For the past several years, All India Confederation of the Blind (AICB) has been running courses of training for blind and visually impaired girls and women in a variety of skills in such areas as daily living, grooming, home management, orientation and mobility, leadership, computer applications, self-defence etc. AICB has also been arranging lectures at these courses for trainees on women-specific issues. The present publication carries papers from various experts on a range of topics covered at these courses. Many of the contributors are themselves visually impaired.
  

The courses and this publication are financed by the Marga Schulze Foundation for the promotion of blind and visually impaired girls and women in Asia and Africa. The Foundation was established by a sighted woman and her blind husband, myself, a retired blind judge from the German Federal Court of Justice. Both of us hope that in the future, too, many visually challenged girls and women can be helped by the foundation.
  

The papers presented here - except those on Indian law - are of great importance for girls and women in other countries, too. It would be our endeavour to make this publication available, through appropriate translations, in various other languages as well.
  

Let me, at this juncture, draw your special attention to the paper titled "Preparing Visually Impaired Women for Leadership Roles in Self-help and Other Organisations’’. ’Your attention’, here refers to the attention of those of you who have not played a leadership role, yet, although you could. Consider, please, that if you are in leading positions, the best way to help is to promote your special interests.
  

Women too often fail to strive for what they want as they don’t believe that they are good enough to succeed. It is vital to note that people with low self-esteem limit their expectations and they often become their own worst enemies.
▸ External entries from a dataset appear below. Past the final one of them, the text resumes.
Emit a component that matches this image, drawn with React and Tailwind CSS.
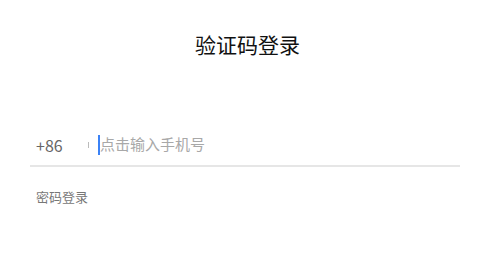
export default function App() {
  const font = { fontFamily: '"Noto Sans CJK SC", "Noto Sans", sans-serif' };
  return (
    <div className="w-[495px] h-[273px] bg-white" style={font}>
      <div className="pt-[29px] text-center text-[21px] leading-[30px] text-[#111]">验证码登录</div>
      <div className="mt-[65px] ml-[30px] mr-[35px] border-b-2 border-[#e6e6e6] h-[43px] flex items-center">
        <span className="pl-[6px] w-[58px] text-[16px] text-[#666] mt-[1px]">+86</span>
        <span className="w-px h-[6px] bg-[#bbb] mt-[1px]" />
        <div className="ml-[9px] flex items-center">
          <span className="w-[2px] h-[20px] bg-[#3b82f6]" />
          <span className="text-[15px] text-[#a8a8a8]">点击输入手机号</span>
        </div>
      </div>
      <div className="mt-[21px] pl-[36px] text-[13px] leading-[18px] text-[#777]">密码登录</div>
    </div>
  );
}
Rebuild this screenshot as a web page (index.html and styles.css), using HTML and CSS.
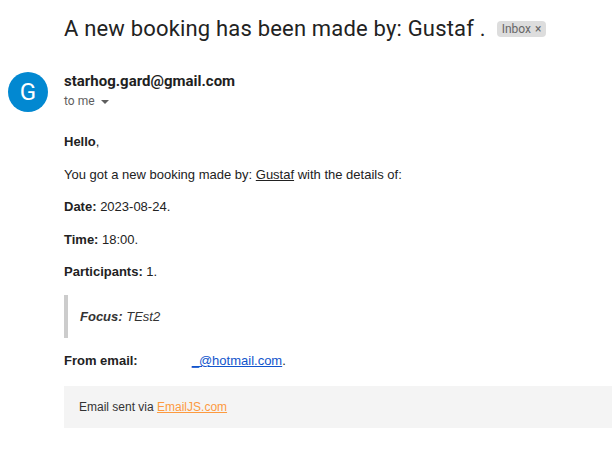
FILE: index.html
```html
<!DOCTYPE html>
<html>
<head>
<meta charset="utf-8">
<link rel="stylesheet" href="styles.css">
</head>
<body>
<div class="page">
  <div class="subject-row">
    <h1 class="subject">A new booking has been made by: Gustaf .</h1>
    <span class="label">Inbox <span class="x">×</span></span>
  </div>
  <div class="message">
    <div class="avatar">G</div>
    <div class="main">
      <div class="sender">starhog.gard@gmail.com</div>
      <div class="to">to me <span class="caret"></span></div>
      <div class="body">
        <p class="p-hello"><b>Hello</b>,</p>
        <p>You got a new booking made by: <u>Gustaf</u> with the details of:</p>
        <p><b>Date:</b> 2023-08-24.</p>
        <p><b>Time:</b> 18:00.</p>
        <p><b>Participants:</b> 1.</p>
        <blockquote class="quote"><i><b>Focus:</b> TEst2</i></blockquote>
        <p class="from"><b>From email:</b><span class="redact"></span><a class="mail">_@hotmail.com</a>.</p>
        <div class="footer">Email sent via <a class="ejs">EmailJS.com</a></div>
      </div>
    </div>
  </div>
</div>
</body>
</html>
```
FILE: styles.css
```css
html, body { margin: 0; padding: 0; background: #fff; }
body { font-family: "Liberation Sans", Arial, sans-serif; color: #222; }
.page { width: 612px; height: 451px; overflow: hidden; }
.subject-row { display: flex; align-items: center; padding: 14px 0 0 64px; height: 28px; }
.subject { margin: 0; font-family: Roboto, "Liberation Sans", sans-serif; font-weight: 400; font-size: 22px; color: #222; letter-spacing: 0.18px; white-space: nowrap; }
.label { margin-left: 11px; background: #ddd; color: #666; font-family: Roboto, "Liberation Sans", sans-serif; font-size: 12px; border-radius: 4px; padding: 0 5px; height: 16px; line-height: 16px; margin-top: 2px; }
.label .x { font-size: 12px; margin-left: 1px; }
.message { display: flex; padding: 30px 0 0 8px; }
.avatar { width: 40px; height: 40px; border-radius: 50%; background: #0288d1; color: #fff; font-family: Roboto, sans-serif; font-size: 24px; display: flex; align-items: center; justify-content: center; flex: none; margin-top: 0; }
.main { margin-left: 16px; flex: 1; }
.sender { font-family: Roboto, "Liberation Sans", sans-serif; font-weight: 700; font-size: 15px; color: #1f1f1f; line-height: 20px; margin-top: -1px; }
.to { font-family: Roboto, "Liberation Sans", sans-serif; font-size: 12px; color: #5e5e5e; line-height: 20px; display: flex; align-items: center; }
.caret { display: inline-block; width: 0; height: 0; border-left: 4px solid transparent; border-right: 4px solid transparent; border-top: 4px solid #5e5e5e; margin-left: 6px; margin-top: 1px; }
.body { font-size: 13px; line-height: 1.5; color: #222; padding-top: 21px; }
.body p { margin: 0 0 13px 0; }
.quote { margin: 0 0 13px 0; border-left: 4px solid #ccc; padding: 12px 0 12px 12px; color: #333; }
.redact { display: inline-block; width: 54px; }
.mail { color: #1155cc; text-decoration: underline; }
.footer { background: #f4f4f4; padding: 11px 15px; height: 20px; line-height: 20px; margin-top: 15px; margin-right: -20px; color: #333; font-size: 12px; }
.ejs { color: #fd9a3f; text-decoration: underline; }
```
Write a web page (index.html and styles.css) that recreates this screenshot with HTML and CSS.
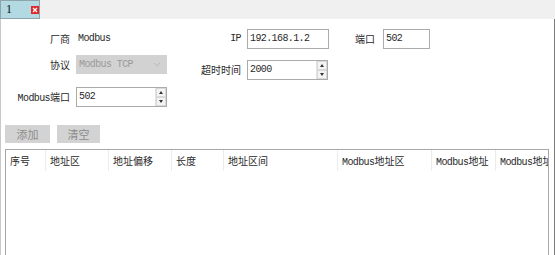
FILE: index.html
```html
<!DOCTYPE html>
<html lang="zh-CN">
<head>
    <meta charset="UTF-8">
    <title>Modbus</title>
    <link rel="stylesheet" href="styles.css">
</head>
<body>
    <div class="tabbar">
        <div class="tab">
            <span class="tab-title">1</span>
            <svg class="tab-close" width="8" height="8" viewBox="0 0 8 8">
                <rect x="0" y="0" width="8" height="8" fill="#e0262a"/>
                <path d="M2 2 L6 6 M6 2 L2 6" stroke="#fff" stroke-width="1.2"/>
            </svg>
        </div>
    </div>

    <div class="panel">
        <div class="form">
            <!-- row 1 -->
            <label class="lbl r1">厂商</label>
            <div class="value r1 lat">Modbus</div>
            <label class="lbl r1 lat">IP</label>
            <div class="input r1 lat">192.168.1.2</div>
            <label class="lbl r1 lbl-port">端口</label>
            <div class="input r1 input-port lat">502</div>

            <!-- row 2 -->
            <label class="lbl r2">协议</label>
            <div class="select r2">
                <span class="lat">Modbus TCP</span>
                <svg width="8" height="5" viewBox="0 0 8 5"><path d="M1 1 L4 4 L7 1" fill="none" stroke="#b8b8b8" stroke-width="1"/></svg>
            </div>
            <label class="lbl r2 lbl-low">超时时间</label>
            <div class="input spin r2 spin-low">
                <span class="lat">2000</span>
                <div class="spin-btns">
                    <div class="spin-btn"><i class="up"></i></div>
                    <div class="spin-btn"><i class="down"></i></div>
                </div>
            </div>

            <!-- row 3 -->
            <label class="lbl r3"><span class="lat">Modbus</span>端口</label>
            <div class="input spin r3">
                <span class="lat">502</span>
                <div class="spin-btns">
                    <div class="spin-btn"><i class="up"></i></div>
                    <div class="spin-btn"><i class="down"></i></div>
                </div>
            </div>
        </div>

        <div class="actions">
            <button class="btn btn-add">添加</button>
            <button class="btn btn-clear">清空</button>
        </div>

        <div class="grid">
            <div class="grid-head">
                <div class="col c1">序号</div>
                <div class="col c2">地址区</div>
                <div class="col c3">地址偏移</div>
                <div class="col c4">长度</div>
                <div class="col c5">地址区间</div>
                <div class="col c6"><span class="lat">Modbus</span>地址区</div>
                <div class="col c7"><span class="lat">Modbus</span>地址</div>
                <div class="col c8"><span class="lat">Modbus</span>地址</div>
            </div>
        </div>
    </div>
</body>
</html>
```

FILE: styles.css
```css
html, body {
    margin: 0;
    padding: 0;
    background: #fff;
    overflow: hidden;
}
body {
    width: 555px;
    height: 255px;
    font-family: "Noto Sans CJK SC", sans-serif;
    font-size: 10px;
    color: #2a2a2a;
}
.lat {
    font-family: "Liberation Mono", monospace;
    font-size: 10px;
    letter-spacing: -0.6px;
}
.tabbar {
    height: 19px;
    background: #f0f0f0;
    display: flex;
}
.tab {
    width: 40px;
    height: 19px;
    box-sizing: border-box;
    background: #b3d9e3;
    border: 1px solid #8ea4ab;
    display: flex;
    align-items: center;
    padding-left: 5px;
    gap: 19px;
}
.tab-title {
    font-family: "Liberation Serif", serif;
    font-size: 12px;
    color: #111;
}
.tab-close {
    display: block;
}
.panel {
    height: 236px;
    box-sizing: border-box;
    border-left: 1px solid #c8c8c8;
    border-right: 1px solid #7c7c7c;
    padding-top: 10px;
    overflow: hidden;
}
.form {
    display: grid;
    grid-template-columns: 69px 97px 74px 88px 49px 52px;
    grid-template-rows: 20px 26px 20px;
    row-gap: 6px;
    align-items: start;
}
.r1 { grid-row: 1; }
.r2 { grid-row: 2; }
.r3 { grid-row: 3; }
.lbl {
    height: 20px;
    line-height: 20px;
    text-align: right;
    white-space: nowrap;
}
.lbl-port {
    padding-right: 3px;
}
.lbl-low {
    margin-top: 5px;
}
.value {
    margin-left: 8px;
    height: 20px;
    line-height: 20px;
}
.input {
    margin-left: 6px;
    height: 20px;
    box-sizing: border-box;
    border: 1px solid #ababab;
    background: #fff;
    line-height: 17px;
    padding-left: 2px;
}
.r1.input { width: 82px; }
.input-port {
    margin-left: 5px;
    width: 47px !important;
}
.select {
    margin-left: 6px;
    width: 91px;
    height: 19px;
    box-sizing: border-box;
    background: #d2d2d2;
    color: #9a9a9a;
    display: flex;
    align-items: center;
    justify-content: space-between;
    padding: 0 6px 0 3px;
}
.select svg {
    display: block;
}
.spin {
    display: flex;
    justify-content: space-between;
    padding-right: 0;
}
.r2.spin { width: 81px; }
.r3.spin { width: 91px; }
.spin-low {
    margin-top: 5px;
}
.spin-btns {
    width: 10px;
    display: flex;
    flex-direction: column;
    border-left: 1px solid #e2e2e2;
}
.spin-btn {
    flex: 1;
    display: flex;
    align-items: center;
    justify-content: center;
    background: #f4f4f4;
    border: 1px solid #d8d8d8;
}
.spin-btn i {
    width: 0;
    height: 0;
    border-left: 2px solid transparent;
    border-right: 2px solid transparent;
}
.spin-btn .up { border-bottom: 3px solid #333; }
.spin-btn .down { border-top: 3px solid #333; }
.actions {
    display: flex;
    gap: 7px;
    margin-top: 18px;
    padding-left: 4px;
}
.btn {
    height: 18px;
    border: none;
    background: #d3d3d3;
    color: #8c8c8c;
    font-family: "Noto Sans CJK SC", sans-serif;
    font-size: 11px;
    padding: 0;
    line-height: 18px;
}
.btn-add { width: 45px; }
.btn-clear { width: 43px; }
.grid {
    margin: 6px 0 0 4px;
    width: 544px;
    height: 110px;
    box-sizing: border-box;
    border: 1px solid #a8a8a8;
    border-bottom: none;
    overflow: hidden;
}
.grid-head {
    display: flex;
    height: 21px;
}
.col {
    flex: none;
    height: 21px;
    line-height: 21px;
    padding-left: 4px;
    box-sizing: border-box;
    border-right: 1px solid #ececec;
    white-space: nowrap;
    overflow: hidden;
}
.c1 { width: 40px; }
.c2 { width: 63px; }
.c3 { width: 63px; }
.c4 { width: 52px; }
.c5 { width: 114px; }
.c6 { width: 94px; }
.c7 { width: 64px; }
.c8 { width: 80px; border-right: none; }
```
If women would instill in themselves a sense of hope and a strong belief in their capabilities, then we can be able to change a lot of things, and we are half way there!
  

Visually impaired women must never be afraid of reaching the top. Discover your potential and keep yourself absolutely focused on achieving your goal. Although society’s attitudes in some instances seem to have predestined women’s position as inferior. It is high time women came to the forefront to demonstrate their leadership capabilities! Visually impaired women have to learn how to go that extra mile to stand out in their quest for effective leadership.
  

This is the message we seek to drive home to you through the various papers of this publication; this is how we endeavour to proceed to prepare you for taking up important decision making positions and carve out a niche for yourselves in society. Through this information and knowledge would, we hope, flow genuine empowerment, which would enable you to take right decisions and perform successfully in all spheres-whether at home, at work, in your organisations or in social circles.
  

Before concluding, let me also use this opportunity to express sincere thanks to Mr. J.L. Kaul, Secretary General, All India Confederation of the Blind and the Asian Blind Union, who developed the programme for these training courses and has been organising them.